What the exercise asks → Go through the listing and set it down exactly, leaving out its pictures.

Stored data →
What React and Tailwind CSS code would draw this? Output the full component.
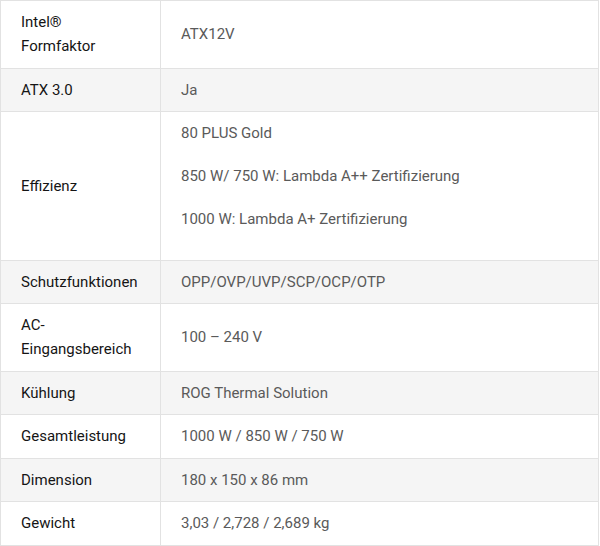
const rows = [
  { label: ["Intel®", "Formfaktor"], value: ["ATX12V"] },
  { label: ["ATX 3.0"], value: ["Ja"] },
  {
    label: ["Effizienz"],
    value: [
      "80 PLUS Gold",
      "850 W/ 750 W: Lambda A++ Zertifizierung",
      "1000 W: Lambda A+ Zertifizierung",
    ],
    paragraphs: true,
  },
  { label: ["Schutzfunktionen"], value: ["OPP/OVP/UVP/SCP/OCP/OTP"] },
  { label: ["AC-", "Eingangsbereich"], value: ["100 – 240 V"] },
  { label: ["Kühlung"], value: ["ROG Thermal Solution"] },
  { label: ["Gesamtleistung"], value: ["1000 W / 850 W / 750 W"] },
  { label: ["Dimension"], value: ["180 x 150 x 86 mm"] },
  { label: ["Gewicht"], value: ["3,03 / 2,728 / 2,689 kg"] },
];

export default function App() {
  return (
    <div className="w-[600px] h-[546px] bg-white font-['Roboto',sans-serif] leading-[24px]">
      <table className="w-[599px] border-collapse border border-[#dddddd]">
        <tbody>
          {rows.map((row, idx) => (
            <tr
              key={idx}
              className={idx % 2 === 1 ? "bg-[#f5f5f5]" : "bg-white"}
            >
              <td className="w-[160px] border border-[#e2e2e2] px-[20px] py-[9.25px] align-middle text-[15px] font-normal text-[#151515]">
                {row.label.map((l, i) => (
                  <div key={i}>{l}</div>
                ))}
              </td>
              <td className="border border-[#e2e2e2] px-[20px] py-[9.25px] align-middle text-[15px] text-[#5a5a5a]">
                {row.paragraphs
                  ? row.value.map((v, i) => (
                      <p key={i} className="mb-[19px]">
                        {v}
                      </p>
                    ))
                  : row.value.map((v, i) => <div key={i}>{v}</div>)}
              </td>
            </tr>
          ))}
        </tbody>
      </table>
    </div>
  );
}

Complete output →
What React and Tailwind CSS code would draw this? Output the full component.
const rows = [
  { label: ["Intel®", "Formfaktor"], value: ["ATX12V"] },
  { label: ["ATX 3.0"], value: ["Ja"] },
  {
    label: ["Effizienz"],
    value: [
      "80 PLUS Gold",
      "850 W/ 750 W: Lambda A++ Zertifizierung",
      "1000 W: Lambda A+ Zertifizierung",
    ],
    paragraphs: true,
  },
  { label: ["Schutzfunktionen"], value: ["OPP/OVP/UVP/SCP/OCP/OTP"] },
  { label: ["AC-", "Eingangsbereich"], value: ["100 – 240 V"] },
  { label: ["Kühlung"], value: ["ROG Thermal Solution"] },
  { label: ["Gesamtleistung"], value: ["1000 W / 850 W / 750 W"] },
  { label: ["Dimension"], value: ["180 x 150 x 86 mm"] },
  { label: ["Gewicht"], value: ["3,03 / 2,728 / 2,689 kg"] },
];

export default function App() {
  return (
    <div className="w-[600px] h-[546px] bg-white font-['Roboto',sans-serif] leading-[24px]">
      <table className="w-[599px] border-collapse border border-[#dddddd]">
        <tbody>
          {rows.map((row, idx) => (
            <tr
              key={idx}
              className={idx % 2 === 1 ? "bg-[#f5f5f5]" : "bg-white"}
            >
              <td className="w-[160px] border border-[#e2e2e2] px-[20px] py-[9.25px] align-middle text-[15px] font-normal text-[#151515]">
                {row.label.map((l, i) => (
                  <div key={i}>{l}</div>
                ))}
              </td>
              <td className="border border-[#e2e2e2] px-[20px] py-[9.25px] align-middle text-[15px] text-[#5a5a5a]">
                {row.paragraphs
                  ? row.value.map((v, i) => (
                      <p key={i} className="mb-[19px]">
                        {v}
                      </p>
                    ))
                  : row.value.map((v, i) => <div key={i}>{v}</div>)}
              </td>
            </tr>
          ))}
        </tbody>
      </table>
    </div>
  );
}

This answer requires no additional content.